Reductions take root
The plastic industry has launched campaigns to avert bans and fees on plastics. There have been lawsuits and pre-emption laws, which in effect make it illegal for a local government to ban plastic. The legislatures in Minnesota, Idaho, Mississippi, Florida and Arizona have passed such laws. Pennsylvania Governor Tom Wolf vetoed a bill in 2017 brought by lawmakers who said they wanted to protect jobs in the industry.
Novolex, a leading manufacturer of plastic bags and recycling facilities with 10,000 employees, is the owner of the website BagtheBan.com.
There, the company makes claims that plastic bags are better for the environment than reusable bags, are completely recyclable and don’t harbor harmful bacteria, like E. coli.
But the interest in reducing plastics persists.
In 2016, Baltimore’s Office of Sustainability and environmental groups supported the creation of a youth-led group, Baltimore Beyond Plastic. The group works to reduce plastic pollution in the city and has sustained a multi-year effort to pass a statewide ban on polystyrene foam, a form of plastic commonly but inaccurately known by the trademarked name, Styrofoam. Group members have testified on bills, educated other school children and organized youth rallies. They also launched a successful campaign to ban foam food packaging in Baltimore, which the city council approved in March 2018.
“The youth voices really resonated with people, it made it personal,” said Abby Cocke of the Baltimore Office of Sustainability. “It was helpful to make the connections with other organizations that have the have the same desires and highlighted communities around us who did the same things, like Prince Georges’ County and Montgomery County.”
In Middleburg, VA, the town council has an interest in curbing the plastic habit, but the small town cannot legally take action. That’s because local governments in Virginia have limited authority to enact ordinances without the blessing of the General Assembly.
Peter Leonard, a Middleburg councilman, also serves on the Virginia Municipal League’s Environmental Committee, which made getting that blessing from the legislature one of its 2019 priorities.

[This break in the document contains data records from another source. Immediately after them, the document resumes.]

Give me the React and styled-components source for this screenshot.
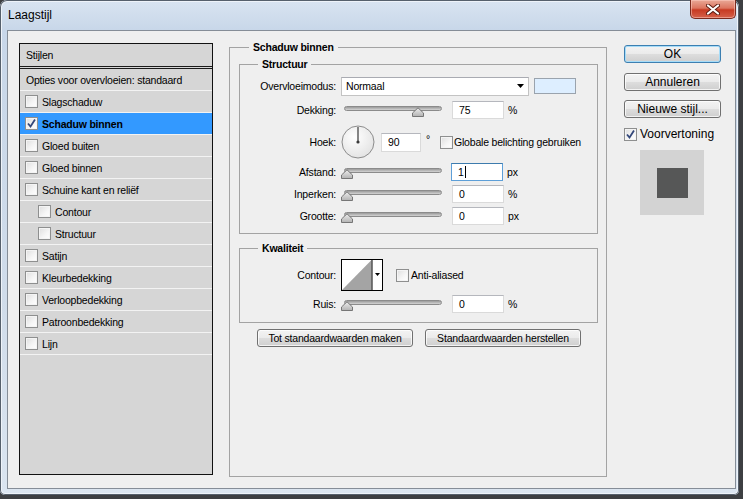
import React from "react";
import styled, { createGlobalStyle } from "styled-components";

const GlobalStyle = createGlobalStyle`
  html, body {
    margin: 0;
    padding: 0;
    background: #3d3f42;
  }
  body {
    width: 743px;
    height: 499px;
    overflow: hidden;
    font-family: "Liberation Sans", Arial, sans-serif;
    font-size: 10.5px;
    letter-spacing: -0.2px;
    color: #000;
  }
`;

const Window = styled.div`
  width: 739px;
  height: 495px;
  box-sizing: border-box;
  display: flex;
  flex-direction: column;
  padding: 0 3px 6px 7px;
  border-radius: 7px 7px 5px 5px;
  background: linear-gradient(to bottom, #d9e4f1 0px, #c8d7e9 30px, #d0dcea 60%, #dbe5f0 100%);
  box-shadow: inset 0 0 0 1px #56606c, inset 0 0 0 2px #eef3f9;
`;

const TitleBar = styled.div`
  height: 30px;
  flex: none;
  display: flex;
  justify-content: space-between;
  align-items: flex-start;
`;

const Title = styled.div`
  margin: 8px 0 0 1px;
  font-size: 12px;
  letter-spacing: 0;
  line-height: 14px;
  color: #000;
`;

const CloseButton = styled.div`
  width: 46px;
  height: 19px;
  box-sizing: border-box;
  border: 1px solid #7a2a1e;
  border-top: none;
  border-radius: 0 0 5px 5px;
  background: linear-gradient(to bottom, #e9a897 0%, #dc7560 45%, #c73a22 55%, #d5614a 100%);
  box-shadow: inset 0 0 0 1px rgba(255, 210, 200, 0.5);
  display: flex;
  align-items: center;
  justify-content: center;
`;

const Client = styled.div`
  flex: 1;
  box-sizing: border-box;
  border: 1px solid #858d97;
  background: #efefef;
  display: grid;
  grid-template-columns: 194px 378px 98px;
  column-gap: 16px;
  align-items: start;
  padding: 12px 0 0 11px;
`;

/* ---------- left list ---------- */

const StylesList = styled.div`
  height: 432px;
  box-sizing: border-box;
  border: 1px solid #121212;
  background: #d6d6d6;
  display: flex;
  flex-direction: column;
`;

const ListHeader = styled.div`
  height: 25px;
  flex: none;
  box-sizing: border-box;
  border-bottom: 3px double #1a1a1a;
  display: flex;
  align-items: center;
  padding-left: 6px;
`;

const ListItem = styled.div`
  height: 22px;
  flex: none;
  box-sizing: border-box;
  border-bottom: 1px solid #f3f3f3;
  display: flex;
  align-items: center;
  gap: 4px;
  padding-left: ${(p) => p.$indent}px;
  background: ${(p) => (p.$selected ? "#3399ff" : "transparent")};
  font-weight: ${(p) => (p.$selected ? "bold" : "normal")};
  white-space: nowrap;
`;

const Box = styled.span`
  width: 13px;
  height: 13px;
  flex: none;
  box-sizing: border-box;
  border: 1px solid #8e8f8f;
  background: linear-gradient(135deg, #dedede 0%, #f6f6f6 60%, #ffffff 100%);
  box-shadow: inset 0 0 0 1px #f4f4f4;
  display: inline-flex;
  align-items: center;
  justify-content: center;
`;

const Check = ({ checked }) => (
  <Box>
    {checked && (
      <svg width="11" height="11" viewBox="0 0 11 11">
        <path d="M2 5.5 L4.5 8.5 L9 1.5" fill="none" stroke="#33477a" strokeWidth="1.8" />
      </svg>
    )}
  </Box>
);

/* ---------- main groups ---------- */

const Group = styled.fieldset`
  margin: ${(p) => p.$mt || 0}px 0 0 0;
  padding: ${(p) => p.$pt || 0}px ${(p) => p.$pr || 0}px 0 ${(p) => p.$pl || 0}px;
  height: ${(p) => p.$h}px;
  box-sizing: border-box;
  min-width: 0;
  border: 1px solid #a3a3a3;
  display: flex;
  flex-direction: column;
`;

const Legend = styled.legend`
  margin-left: ${(p) => p.$ml}px;
  padding: 0 4px;
  font-weight: bold;
  font-size: 10.5px;
  line-height: 13px;
`;

const Row = styled.div`
  height: ${(p) => p.$h || 20}px;
  margin-top: ${(p) => p.$mt || 0}px;
  flex: none;
  display: flex;
  align-items: center;
  white-space: nowrap;
`;

const Label = styled.span`
  width: 96px;
  flex: none;
  text-align: right;
  margin-right: 5px;
`;

const Select = styled.div`
  width: 188px;
  height: 19px;
  box-sizing: border-box;
  border: 1px solid #c3c3c3;
  border-top-color: #a9abb2;
  background: #fff;
  display: flex;
  align-items: center;
  justify-content: space-between;
  padding: 0 4px 0 4px;
`;

const Swatch = styled.div`
  width: 42px;
  height: 16px;
  margin-left: 5px;
  box-sizing: border-box;
  border: 1px solid #9aa3ad;
  background: #ddeeff;
`;

const SliderWrap = styled.div`
  position: relative;
  width: 106px;
  height: 20px;
  flex: none;
`;

const Track = styled.div`
  margin: 6px 0 0 3px;
  width: 98px;
  height: 5px;
  box-sizing: border-box;
  border: 1px solid #8b8b8b;
  border-radius: 3px;
  background: linear-gradient(to bottom, #9a9a9a, #d4d4d4);
`;

const Thumb = styled.svg`
  position: absolute;
  top: 7px;
`;

const Slider = ({ value }) => (
  <SliderWrap>
    <Track />
    <Thumb width="12" height="10" viewBox="0 0 12 10" style={{ left: value * 0.94 }}>
      <defs>
        <linearGradient id={"tg" + value} x1="0" y1="0" x2="0" y2="1">
          <stop offset="0" stopColor="#eeeeee" />
          <stop offset="1" stopColor="#b2b2b2" />
        </linearGradient>
      </defs>
      <path d="M0.5 9.5 L0.5 6 L6 0.8 L11.5 6 L11.5 9.5 Z" fill={"url(#tg" + value + ")"} stroke="#767676" />
    </Thumb>
  </SliderWrap>
);

const Field = styled.div`
  width: ${(p) => p.$w || 52}px;
  height: ${(p) => p.$hh || 18}px;
  margin-left: ${(p) => p.$ml || 5}px;
  flex: none;
  box-sizing: border-box;
  border: 1px solid ${(p) => (p.$focus ? "#5d9fd8" : "#dadada")};
  border-top-color: ${(p) => (p.$focus ? "#3d7bad" : "#b5b7bd")};
  background: #fff;
  display: flex;
  align-items: center;
  padding-left: 6px;
`;

const Caret = styled.span`
  width: 1px;
  height: 12px;
  margin-left: 1px;
  background: #000;
`;

const Unit = styled.span`
  margin-left: 4px;
`;

const Degree = styled.span`
  margin: -6px 0 0 5px;
`;

const CheckLabel = styled.label`
  display: flex;
  align-items: center;
  gap: ${(p) => p.$gap || 1}px;
  margin-left: ${(p) => p.$ml || 0}px;
`;

const ButtonRow = styled.div`
  margin-top: 6px;
  display: flex;
  justify-content: center;
  gap: 12px;
  padding-left: 1px;
`;

const PushButton = styled.div`
  width: ${(p) => p.$w}px;
  height: 18px;
  flex: none;
  box-sizing: border-box;
  border: 1px solid ${(p) => (p.$default ? "#3c7fb1" : "#707070")};
  border-radius: 3px;
  background: linear-gradient(to bottom, #f3f3f3 0%, #ebebeb 48%, #dddddd 52%, #cfcfcf 100%);
  box-shadow: inset 0 0 0 1px ${(p) => (p.$default ? "#a6dcf8" : "rgba(255,255,255,0.75)")};
  font-size: ${(p) => (p.$big ? 12 : 10.5)}px;
  letter-spacing: ${(p) => (p.$big ? 0 : -0.2)}px;
  display: flex;
  align-items: center;
  justify-content: center;
  margin-top: ${(p) => p.$mt || 0}px;
`;

/* ---------- right column ---------- */

const Side = styled.div`
  display: flex;
  flex-direction: column;
  margin-left: 1px;
  padding-top: 2px;
`;

const PreviewLabel = styled(CheckLabel)`
  margin-top: 9px;
  font-size: 12px;
  letter-spacing: 0;
  gap: 3px;
`;

const Preview = styled.div`
  width: 64px;
  height: 65px;
  margin: 9px 0 0 16px;
  background: #d3d3d3;
  display: flex;
  align-items: center;
  justify-content: center;
`;

const PreviewSquare = styled.div`
  width: 31px;
  height: 30px;
  background: #565757;
`;

const Arrow = () => (
  <svg width="7" height="4" viewBox="0 0 7 4">
    <path d="M0 0 H7 L3.5 4 Z" fill="#000" />
  </svg>
);

const Dial = () => (
  <svg width="34" height="34" viewBox="0 0 34 34">
    <defs>
      <radialGradient id="dialg" cx="0.4" cy="0.35" r="0.7">
        <stop offset="0" stopColor="#ffffff" />
        <stop offset="1" stopColor="#e2e2e2" />
      </radialGradient>
    </defs>
    <circle cx="17" cy="17" r="16" fill="url(#dialg)" stroke="#8c8c8c" />
    <line x1="17" y1="17" x2="17" y2="2" stroke="#3a3a3a" strokeWidth="1.2" />
    <circle cx="17" cy="17" r="1.6" fill="#3a3a3a" />
  </svg>
);

const ContourPicker = () => (
  <svg width="42" height="32" viewBox="0 0 42 32">
    <rect x="0.5" y="0.5" width="41" height="31" fill="#fff" stroke="#000" />
    <path d="M1 31 L30.5 1 L30.5 31 Z" fill="#a4a4a4" />
    <line x1="31" y1="0" x2="31" y2="32" stroke="#000" />
    <path d="M34 14 H39 L36.5 17 Z" fill="#000" />
  </svg>
);

const CloseX = () => (
  <svg width="14" height="11" viewBox="0 0 14 11">
    <path d="M2 1.5 L12 9.5 M12 1.5 L2 9.5" stroke="#5a1a10" strokeWidth="4" strokeLinecap="round" />
    <path d="M2 1.5 L12 9.5 M12 1.5 L2 9.5" stroke="#ffffff" strokeWidth="2.2" strokeLinecap="round" />
  </svg>
);

const styles = [
  { name: "Slagschaduw", indent: 5 },
  { name: "Schaduw binnen", indent: 5, checked: true, selected: true },
  { name: "Gloed buiten", indent: 5 },
  { name: "Gloed binnen", indent: 5 },
  { name: "Schuine kant en reliëf", indent: 5 },
  { name: "Contour", indent: 18 },
  { name: "Structuur", indent: 18 },
  { name: "Satijn", indent: 5 },
  { name: "Kleurbedekking", indent: 5 },
  { name: "Verloopbedekking", indent: 5 },
  { name: "Patroonbedekking", indent: 5 },
  { name: "Lijn", indent: 5 },
];

export default function App() {
  return (
    <>
      <GlobalStyle />
      <Window>
        <TitleBar>
          <Title>Laagstijl</Title>
          <CloseButton>
            <CloseX />
          </CloseButton>
        </TitleBar>
        <Client>
          <StylesList>
            <ListHeader>Stijlen</ListHeader>
            <ListItem $indent={6}>Opties voor overvloeien: standaard</ListItem>
            {styles.map((s) => (
              <ListItem key={s.name} $indent={s.indent} $selected={s.selected}>
                <Check checked={s.checked} />
                {s.name}
              </ListItem>
            ))}
          </StylesList>

          <Group $mt={-2} $h={436} $pl={9} $pr={8}>
            <Legend $ml={10}>Schaduw binnen</Legend>
            <Group $mt={4} $h={176} $pt={5}>
              <Legend $ml={18}>Structuur</Legend>
              <Row>
                <Label>Overvloeimodus:</Label>
                <Select>
                  Normaal
                  <Arrow />
                </Select>
                <Swatch />
              </Row>
              <Row $mt={4}>
                <Label>Dekking:</Label>
                <Slider value={75} />
                <Field>75</Field>
                <Unit>%</Unit>
              </Row>
              <Row $mt={5} $h={34}>
                <Label>Hoek:</Label>
                <Dial />
                <Field $w={40} $hh={19} $ml={6}>90</Field>
                <Degree>°</Degree>
                <CheckLabel $ml={10}>
                  <Check />
                  Globale belichting gebruiken
                </CheckLabel>
              </Row>
              <Row $mt={3}>
                <Label>Afstand:</Label>
                <Slider value={0} />
                <Field $focus $ml={4}>
                  1<Caret />
                </Field>
                <Unit>px</Unit>
              </Row>
              <Row $mt={2}>
                <Label>Inperken:</Label>
                <Slider value={0} />
                <Field>0</Field>
                <Unit>%</Unit>
              </Row>
              <Row $mt={2}>
                <Label>Grootte:</Label>
                <Slider value={0} />
                <Field>0</Field>
                <Unit>px</Unit>
              </Row>
            </Group>

            <Group $mt={8} $h={81} $pt={4}>
              <Legend $ml={18}>Kwaliteit</Legend>
              <Row $h={32}>
                <Label>Contour:</Label>
                <ContourPicker />
                <CheckLabel $ml={13} $gap={2}>
                  <Check />
                  Anti-aliased
                </CheckLabel>
              </Row>
              <Row $mt={3}>
                <Label>Ruis:</Label>
                <Slider value={0} />
                <Field>0</Field>
                <Unit>%</Unit>
              </Row>
            </Group>

            <ButtonRow>
              <PushButton $w={156}>Tot standaardwaarden maken</PushButton>
              <PushButton $w={156}>Standaardwaarden herstellen</PushButton>
            </ButtonRow>
          </Group>

          <Side>
            <PushButton $w={97} $big $default>OK</PushButton>
            <PushButton $w={97} $big $mt={10}>Annuleren</PushButton>
            <PushButton $w={97} $big $mt={9}>Nieuwe stijl...</PushButton>
            <PreviewLabel>
              <Check checked />
              Voorvertoning
            </PreviewLabel>
            <Preview>
              <PreviewSquare />
            </Preview>
          </Side>
        </Client>
      </Window>
    </>
  );
}
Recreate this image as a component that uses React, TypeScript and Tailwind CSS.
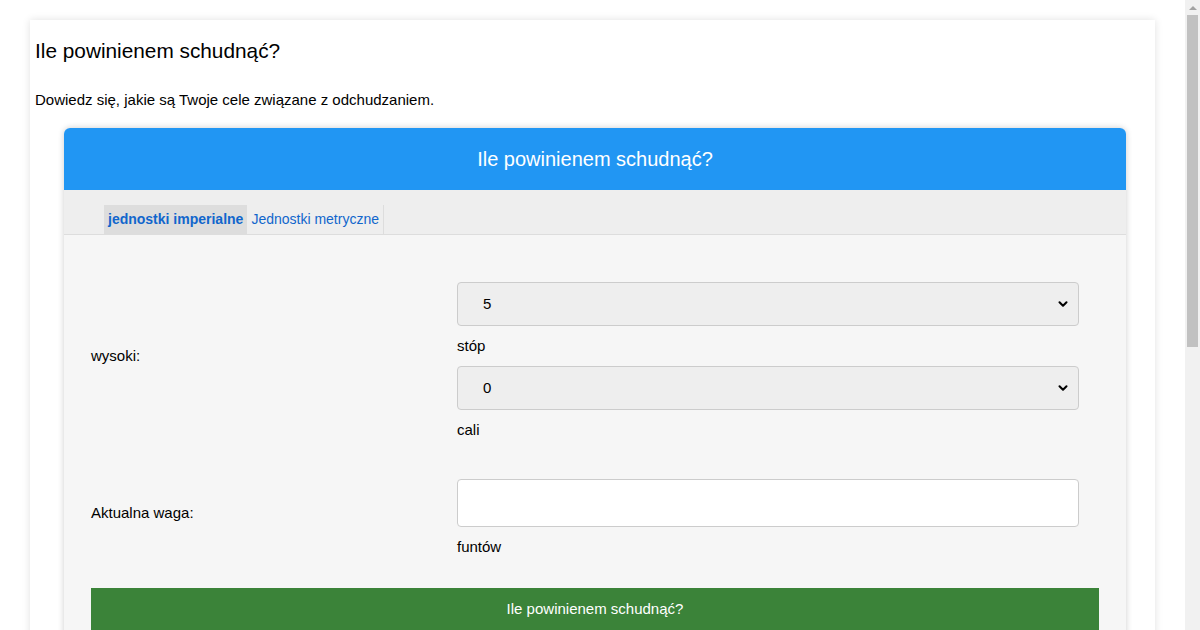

In the meantime, Middleburg is trying the “gentle approach and try to educate people in a kind way,” Leonard said.
“Our little town of Middleburg is small but I see people changing their behavior,” he added. “It’s a long haul and the plastic lobby is wealthy, but we’ll get there, slowly but surely.”
Van Stone said that, when deciding between a ban or a fee, Trash Free Maryland recommends the fee. A fee is less likely to draw opposition from industry than outright bans, she said. And it’s hard for a judge in a lawsuit to prevent the charging of a fee, whereas a ban eliminates a public choice. A fee also forces people to make a conscious decision about their use of some plastic products and consider the reasons for the fee. That could lead to deeper thinking about plastic pollution and trigger behavior change.
If this is legislation that you want to pursue, Van Stone said, understand in advance the concerns of those who may disagree. Use data and imagery to document the scope of the problem. Presenting the costs of cleanups is a good way to start.
“We want to make cleanup days extinct,” Van Stone said. “Look at what we’ve accomplished as a species. We have sent people to the moon. We can figure out how not to have trash in places where it doesn’t belong.”